*INFORMATION PROVIDED*
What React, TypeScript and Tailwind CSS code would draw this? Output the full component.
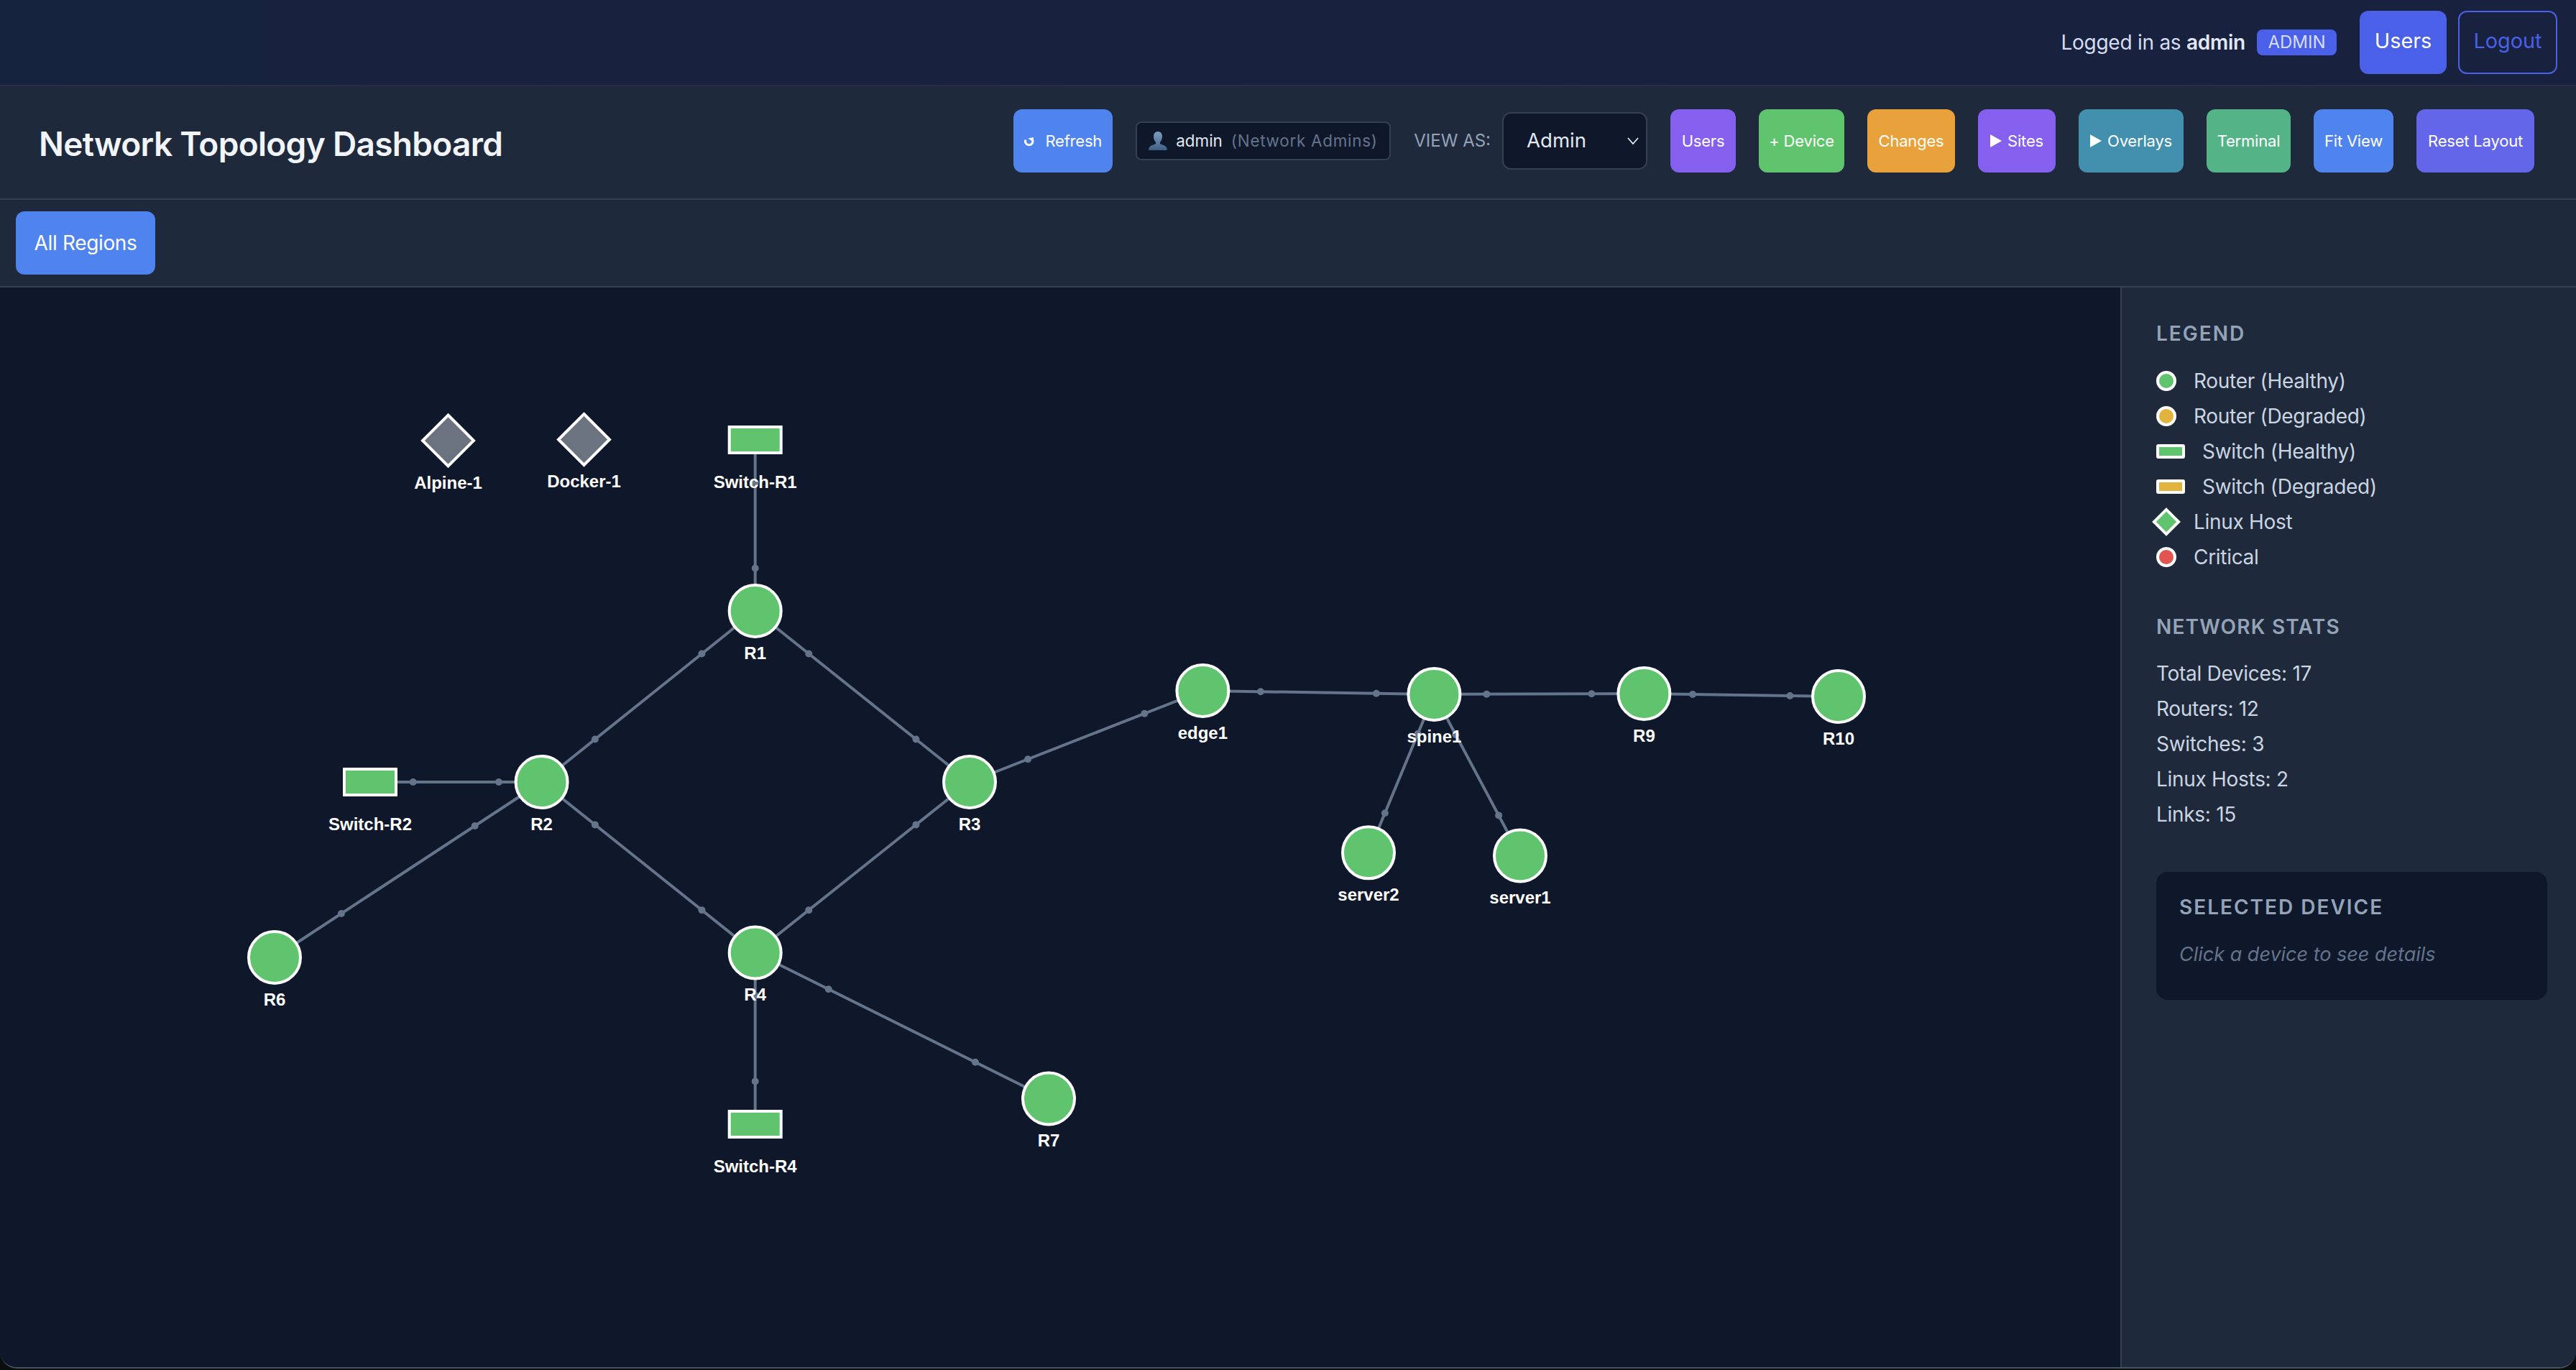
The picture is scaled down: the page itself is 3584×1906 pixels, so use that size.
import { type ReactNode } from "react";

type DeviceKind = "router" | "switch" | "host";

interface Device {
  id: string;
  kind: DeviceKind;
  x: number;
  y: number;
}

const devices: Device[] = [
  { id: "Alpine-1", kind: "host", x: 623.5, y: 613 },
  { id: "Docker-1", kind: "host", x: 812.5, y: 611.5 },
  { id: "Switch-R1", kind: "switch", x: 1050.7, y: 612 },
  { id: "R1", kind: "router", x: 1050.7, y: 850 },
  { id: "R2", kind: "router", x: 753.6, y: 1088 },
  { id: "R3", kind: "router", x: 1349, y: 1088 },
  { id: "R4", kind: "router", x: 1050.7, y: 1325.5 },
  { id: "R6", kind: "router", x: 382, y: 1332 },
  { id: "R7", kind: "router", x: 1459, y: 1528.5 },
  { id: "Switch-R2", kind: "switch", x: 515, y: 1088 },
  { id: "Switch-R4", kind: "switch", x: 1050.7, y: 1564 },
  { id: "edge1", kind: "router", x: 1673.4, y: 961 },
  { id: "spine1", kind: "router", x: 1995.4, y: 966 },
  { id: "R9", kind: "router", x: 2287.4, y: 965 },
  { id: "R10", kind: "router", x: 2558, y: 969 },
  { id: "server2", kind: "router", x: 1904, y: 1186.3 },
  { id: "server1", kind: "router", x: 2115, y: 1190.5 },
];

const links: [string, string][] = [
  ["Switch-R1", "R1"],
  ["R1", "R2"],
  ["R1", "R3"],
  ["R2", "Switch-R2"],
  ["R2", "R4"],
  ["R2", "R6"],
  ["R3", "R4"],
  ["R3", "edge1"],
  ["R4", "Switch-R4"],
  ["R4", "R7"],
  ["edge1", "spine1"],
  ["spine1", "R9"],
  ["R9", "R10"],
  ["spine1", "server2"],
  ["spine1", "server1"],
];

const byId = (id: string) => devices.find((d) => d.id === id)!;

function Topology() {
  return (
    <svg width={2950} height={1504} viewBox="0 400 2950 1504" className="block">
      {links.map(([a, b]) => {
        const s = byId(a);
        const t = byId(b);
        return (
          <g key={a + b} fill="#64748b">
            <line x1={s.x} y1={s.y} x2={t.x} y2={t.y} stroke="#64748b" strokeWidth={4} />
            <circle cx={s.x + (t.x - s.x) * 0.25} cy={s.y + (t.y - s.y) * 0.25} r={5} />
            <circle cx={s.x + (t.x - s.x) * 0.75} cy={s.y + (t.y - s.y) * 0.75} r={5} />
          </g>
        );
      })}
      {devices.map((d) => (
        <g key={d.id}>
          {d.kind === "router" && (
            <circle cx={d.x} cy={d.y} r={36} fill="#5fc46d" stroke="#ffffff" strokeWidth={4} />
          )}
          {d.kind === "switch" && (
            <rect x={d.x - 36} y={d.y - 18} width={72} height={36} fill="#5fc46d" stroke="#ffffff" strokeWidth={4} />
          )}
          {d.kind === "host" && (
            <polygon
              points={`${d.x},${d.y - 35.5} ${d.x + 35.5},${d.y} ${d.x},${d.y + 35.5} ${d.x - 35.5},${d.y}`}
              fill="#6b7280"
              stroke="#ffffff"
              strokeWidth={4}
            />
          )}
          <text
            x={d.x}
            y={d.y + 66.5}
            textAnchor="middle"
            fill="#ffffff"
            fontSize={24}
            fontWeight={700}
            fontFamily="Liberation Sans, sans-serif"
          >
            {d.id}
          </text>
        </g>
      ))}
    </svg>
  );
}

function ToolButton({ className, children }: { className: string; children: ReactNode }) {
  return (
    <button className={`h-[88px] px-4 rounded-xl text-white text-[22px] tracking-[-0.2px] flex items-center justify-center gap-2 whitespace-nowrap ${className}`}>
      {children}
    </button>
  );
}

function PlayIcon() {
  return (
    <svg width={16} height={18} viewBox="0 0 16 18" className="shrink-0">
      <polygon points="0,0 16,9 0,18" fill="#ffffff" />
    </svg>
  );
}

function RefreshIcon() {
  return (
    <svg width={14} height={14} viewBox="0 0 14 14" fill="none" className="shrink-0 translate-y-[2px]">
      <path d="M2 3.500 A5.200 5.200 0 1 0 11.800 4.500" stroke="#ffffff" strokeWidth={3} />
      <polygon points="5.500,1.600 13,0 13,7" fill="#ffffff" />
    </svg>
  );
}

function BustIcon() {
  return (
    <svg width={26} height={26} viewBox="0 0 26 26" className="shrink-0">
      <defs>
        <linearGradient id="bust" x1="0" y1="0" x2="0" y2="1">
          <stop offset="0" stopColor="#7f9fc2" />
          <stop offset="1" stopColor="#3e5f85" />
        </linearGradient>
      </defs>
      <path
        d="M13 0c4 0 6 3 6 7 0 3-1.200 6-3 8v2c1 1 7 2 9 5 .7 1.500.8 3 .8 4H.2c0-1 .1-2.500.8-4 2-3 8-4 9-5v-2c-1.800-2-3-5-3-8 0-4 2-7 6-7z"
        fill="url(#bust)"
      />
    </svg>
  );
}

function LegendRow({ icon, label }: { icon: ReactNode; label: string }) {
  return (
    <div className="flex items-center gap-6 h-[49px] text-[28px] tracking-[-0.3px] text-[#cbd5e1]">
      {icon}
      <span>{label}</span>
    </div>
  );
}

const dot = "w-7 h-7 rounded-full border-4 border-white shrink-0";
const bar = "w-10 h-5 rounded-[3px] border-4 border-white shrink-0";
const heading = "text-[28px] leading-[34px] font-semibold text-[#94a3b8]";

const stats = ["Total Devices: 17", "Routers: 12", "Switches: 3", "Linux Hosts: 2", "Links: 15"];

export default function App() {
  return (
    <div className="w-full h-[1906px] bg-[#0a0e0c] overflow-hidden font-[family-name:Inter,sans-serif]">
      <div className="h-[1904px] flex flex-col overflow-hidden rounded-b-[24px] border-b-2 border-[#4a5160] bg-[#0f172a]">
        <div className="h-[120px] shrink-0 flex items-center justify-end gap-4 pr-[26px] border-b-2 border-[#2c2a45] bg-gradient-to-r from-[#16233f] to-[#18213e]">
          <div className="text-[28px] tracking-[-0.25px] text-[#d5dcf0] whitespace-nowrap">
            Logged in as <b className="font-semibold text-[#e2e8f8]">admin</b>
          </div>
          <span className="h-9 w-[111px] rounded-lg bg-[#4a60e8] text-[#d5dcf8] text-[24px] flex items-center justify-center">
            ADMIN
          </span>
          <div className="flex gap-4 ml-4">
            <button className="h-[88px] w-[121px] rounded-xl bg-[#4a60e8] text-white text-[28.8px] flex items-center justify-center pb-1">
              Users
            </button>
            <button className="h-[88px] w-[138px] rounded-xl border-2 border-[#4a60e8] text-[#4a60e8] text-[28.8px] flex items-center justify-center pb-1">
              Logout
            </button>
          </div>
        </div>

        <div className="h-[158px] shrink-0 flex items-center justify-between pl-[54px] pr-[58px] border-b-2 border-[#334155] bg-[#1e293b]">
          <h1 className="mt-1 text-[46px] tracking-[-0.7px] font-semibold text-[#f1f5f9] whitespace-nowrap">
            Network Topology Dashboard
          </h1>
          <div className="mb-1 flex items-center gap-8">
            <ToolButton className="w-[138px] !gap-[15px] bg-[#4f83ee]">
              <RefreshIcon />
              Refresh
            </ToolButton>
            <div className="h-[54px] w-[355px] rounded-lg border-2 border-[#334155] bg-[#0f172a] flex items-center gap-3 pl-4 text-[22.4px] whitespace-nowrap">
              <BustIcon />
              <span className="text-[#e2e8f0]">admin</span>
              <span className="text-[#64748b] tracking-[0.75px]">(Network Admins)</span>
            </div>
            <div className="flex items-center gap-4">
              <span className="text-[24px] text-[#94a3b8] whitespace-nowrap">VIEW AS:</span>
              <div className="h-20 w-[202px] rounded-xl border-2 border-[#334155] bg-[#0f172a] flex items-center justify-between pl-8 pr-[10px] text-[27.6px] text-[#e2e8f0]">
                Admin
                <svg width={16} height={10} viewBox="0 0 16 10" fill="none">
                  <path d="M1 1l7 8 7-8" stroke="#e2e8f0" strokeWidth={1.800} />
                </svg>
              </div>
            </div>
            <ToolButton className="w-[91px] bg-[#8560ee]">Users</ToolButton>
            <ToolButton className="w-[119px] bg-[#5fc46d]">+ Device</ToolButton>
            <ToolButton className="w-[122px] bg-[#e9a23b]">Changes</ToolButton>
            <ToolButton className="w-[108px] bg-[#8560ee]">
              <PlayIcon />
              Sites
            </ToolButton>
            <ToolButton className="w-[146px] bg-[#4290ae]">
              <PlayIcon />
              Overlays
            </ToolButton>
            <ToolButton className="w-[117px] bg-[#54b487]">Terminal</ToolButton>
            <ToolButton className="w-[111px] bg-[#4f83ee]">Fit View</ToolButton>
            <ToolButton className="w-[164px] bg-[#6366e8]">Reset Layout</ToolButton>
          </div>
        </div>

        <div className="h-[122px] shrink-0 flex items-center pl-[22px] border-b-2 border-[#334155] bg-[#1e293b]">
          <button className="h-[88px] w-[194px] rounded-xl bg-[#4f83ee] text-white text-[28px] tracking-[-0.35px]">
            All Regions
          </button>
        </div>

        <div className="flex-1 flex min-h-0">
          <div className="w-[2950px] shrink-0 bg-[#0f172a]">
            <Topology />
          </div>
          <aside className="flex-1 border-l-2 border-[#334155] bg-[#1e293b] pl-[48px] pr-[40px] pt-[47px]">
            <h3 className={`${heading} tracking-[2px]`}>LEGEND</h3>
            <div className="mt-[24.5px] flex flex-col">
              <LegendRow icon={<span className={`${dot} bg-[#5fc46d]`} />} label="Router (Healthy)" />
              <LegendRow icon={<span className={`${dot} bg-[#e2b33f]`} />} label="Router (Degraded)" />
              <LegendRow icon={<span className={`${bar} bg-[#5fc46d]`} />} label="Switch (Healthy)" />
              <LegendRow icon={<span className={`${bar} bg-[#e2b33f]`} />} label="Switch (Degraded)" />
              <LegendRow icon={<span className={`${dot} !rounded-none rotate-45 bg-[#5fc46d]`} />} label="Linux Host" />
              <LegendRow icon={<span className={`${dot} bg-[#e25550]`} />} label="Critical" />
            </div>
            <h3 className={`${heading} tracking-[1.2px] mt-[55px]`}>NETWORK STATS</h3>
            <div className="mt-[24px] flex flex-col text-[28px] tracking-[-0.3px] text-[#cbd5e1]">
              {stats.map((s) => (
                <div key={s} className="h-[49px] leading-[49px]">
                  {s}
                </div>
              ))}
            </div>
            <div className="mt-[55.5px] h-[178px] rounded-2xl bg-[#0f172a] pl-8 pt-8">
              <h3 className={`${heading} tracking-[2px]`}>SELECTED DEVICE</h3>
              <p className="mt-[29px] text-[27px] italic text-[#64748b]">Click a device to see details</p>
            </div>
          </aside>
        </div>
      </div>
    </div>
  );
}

*REQUIRED WORK*
Copy nothing but the lines from the top of the material through the line holding "const byId = (id: string)", exactly as written; omit pictures.

*RESULT FOR THIS TASK*
What React, TypeScript and Tailwind CSS code would draw this? Output the full component.
The picture is scaled down: the page itself is 3584×1906 pixels, so use that size.
import { type ReactNode } from "react";

type DeviceKind = "router" | "switch" | "host";

interface Device {
  id: string;
  kind: DeviceKind;
  x: number;
  y: number;
}

const devices: Device[] = [
  { id: "Alpine-1", kind: "host", x: 623.5, y: 613 },
  { id: "Docker-1", kind: "host", x: 812.5, y: 611.5 },
  { id: "Switch-R1", kind: "switch", x: 1050.7, y: 612 },
  { id: "R1", kind: "router", x: 1050.7, y: 850 },
  { id: "R2", kind: "router", x: 753.6, y: 1088 },
  { id: "R3", kind: "router", x: 1349, y: 1088 },
  { id: "R4", kind: "router", x: 1050.7, y: 1325.5 },
  { id: "R6", kind: "router", x: 382, y: 1332 },
  { id: "R7", kind: "router", x: 1459, y: 1528.5 },
  { id: "Switch-R2", kind: "switch", x: 515, y: 1088 },
  { id: "Switch-R4", kind: "switch", x: 1050.7, y: 1564 },
  { id: "edge1", kind: "router", x: 1673.4, y: 961 },
  { id: "spine1", kind: "router", x: 1995.4, y: 966 },
  { id: "R9", kind: "router", x: 2287.4, y: 965 },
  { id: "R10", kind: "router", x: 2558, y: 969 },
  { id: "server2", kind: "router", x: 1904, y: 1186.3 },
  { id: "server1", kind: "router", x: 2115, y: 1190.5 },
];

const links: [string, string][] = [
  ["Switch-R1", "R1"],
  ["R1", "R2"],
  ["R1", "R3"],
  ["R2", "Switch-R2"],
  ["R2", "R4"],
  ["R2", "R6"],
  ["R3", "R4"],
  ["R3", "edge1"],
  ["R4", "Switch-R4"],
  ["R4", "R7"],
  ["edge1", "spine1"],
  ["spine1", "R9"],
  ["R9", "R10"],
  ["spine1", "server2"],
  ["spine1", "server1"],
];

const byId = (id: string) => devices.find((d) => d.id === id)!;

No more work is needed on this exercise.